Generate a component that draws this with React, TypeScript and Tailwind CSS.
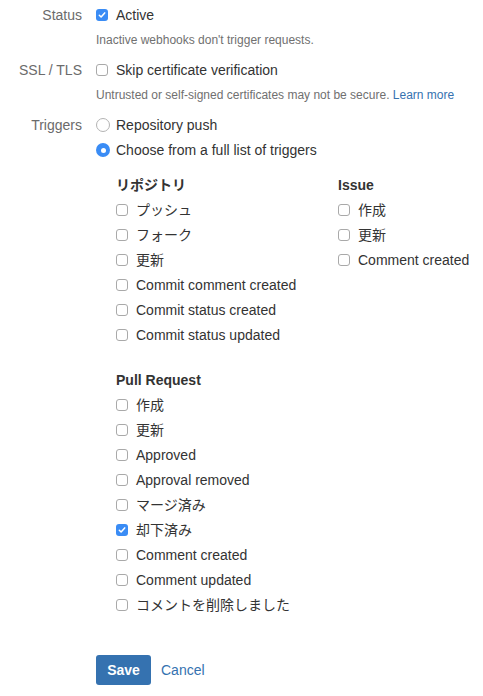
import React from "react";

type Item = { label: string; checked?: boolean };

const repoItems: Item[] = [
  { label: "プッシュ" },
  { label: "フォーク" },
  { label: "更新" },
  { label: "Commit comment created" },
  { label: "Commit status created" },
  { label: "Commit status updated" },
];

const issueItems: Item[] = [
  { label: "作成" },
  { label: "更新" },
  { label: "Comment created" },
];

const prItems: Item[] = [
  { label: "作成" },
  { label: "更新" },
  { label: "Approved" },
  { label: "Approval removed" },
  { label: "マージ済み" },
  { label: "却下済み", checked: true },
  { label: "Comment created" },
  { label: "Comment updated" },
  { label: "コメントを削除しました" },
];

const Checkbox: React.FC<{ checked?: boolean }> = ({ checked }) =>
  checked ? (
    <span className="flex h-3 w-3 shrink-0 items-center justify-center rounded-[3px] bg-[#3a8cf5]">
      <svg width="8" height="8" viewBox="0 0 8 8" fill="none">
        <path d="M1.3 4.2 3.1 6 6.7 1.9" stroke="white" strokeWidth="1.5" strokeLinecap="round" strokeLinejoin="round" />
      </svg>
    </span>
  ) : (
    <span className="h-3 w-3 shrink-0 rounded-[3px] border border-[#a9a9a9] bg-white" />
  );

const Radio: React.FC<{ checked?: boolean }> = ({ checked }) =>
  checked ? (
    <span className="flex h-[14px] w-[14px] shrink-0 items-center justify-center rounded-full bg-[#3a8cf5]">
      <span className="h-[5px] w-[5px] rounded-full bg-white" />
    </span>
  ) : (
    <span className="h-[14px] w-[14px] shrink-0 rounded-full border border-[#b3b3b3] bg-white" />
  );

const CheckRow: React.FC<Item> = ({ label, checked }) => (
  <div className="flex h-5 items-center">
    <Checkbox checked={checked} />
    <span className="ml-2 leading-5">{label}</span>
  </div>
);

const Group: React.FC<{ title: string; items: Item[]; className?: string }> = ({ title, items, className }) => (
  <div className={className}>
    <h3 className="h-5 font-bold leading-5">{title}</h3>
    <div className="mt-[5px] flex flex-col gap-[5px]">
      {items.map((it, i) => (
        <CheckRow key={i} {...it} />
      ))}
    </div>
  </div>
);

const Label: React.FC<{ children: React.ReactNode }> = ({ children }) => (
  <div className="h-5 w-[82px] shrink-0 text-right leading-5 text-[#6b6b6b]">{children}</div>
);

export default function App() {
  return (
    <div className="min-h-[696px] bg-white pt-[5px] font-['Liberation_Sans','Noto_Sans_CJK_JP',Arial,sans-serif] text-[14px] text-[#333]">
      {/* Status */}
      <div className="flex">
        <Label>Status</Label>
        <div className="ml-[14px]">
          <CheckRow label="Active" checked />
          <p className="mt-[5px] h-5 text-[12px] leading-5 text-[#707070]">
            Inactive webhooks don't trigger requests.
          </p>
        </div>
      </div>

      {/* SSL */}
      <div className="mt-[10px] flex">
        <Label>SSL / TLS</Label>
        <div className="ml-[14px]">
          <CheckRow label="Skip certificate verification" />
          <p className="mt-[5px] h-5 text-[12px] leading-5 text-[#707070]">
            Untrusted or self-signed certificates may not be secure.{" "}
            <a className="text-[#3572b0]">Learn more</a>
          </p>
        </div>
      </div>

      {/* Triggers */}
      <div className="mt-[10px] flex">
        <Label>Triggers</Label>
        <div className="ml-[14px]">
          <div className="flex flex-col gap-[5px]">
            <div className="flex h-5 items-center">
              <Radio />
              <span className="ml-[6px] leading-5">Repository push</span>
            </div>
            <div className="flex h-5 items-center">
              <Radio checked />
              <span className="ml-[6px] leading-5">Choose from a full list of triggers</span>
            </div>
          </div>

          <div className="mt-[15px] pl-5">
            <div className="flex">
              <Group title="リポジトリ" items={repoItems} className="w-[222px]" />
              <Group title="Issue" items={issueItems} />
            </div>
            <Group title="Pull Request" items={prItems} className="mt-[25px]" />
          </div>

          <div className="mt-10 flex items-center">
            <button className="h-[30px] w-[55px] rounded-[3px] bg-[#3572b0] font-bold text-white">Save</button>
            <a className="ml-[10px] text-[#3572b0]">Cancel</a>
          </div>
        </div>
      </div>
    </div>
  );
}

Task to carry out: How many of the lines above hold "React"? Answer with only the number.

Final result: 7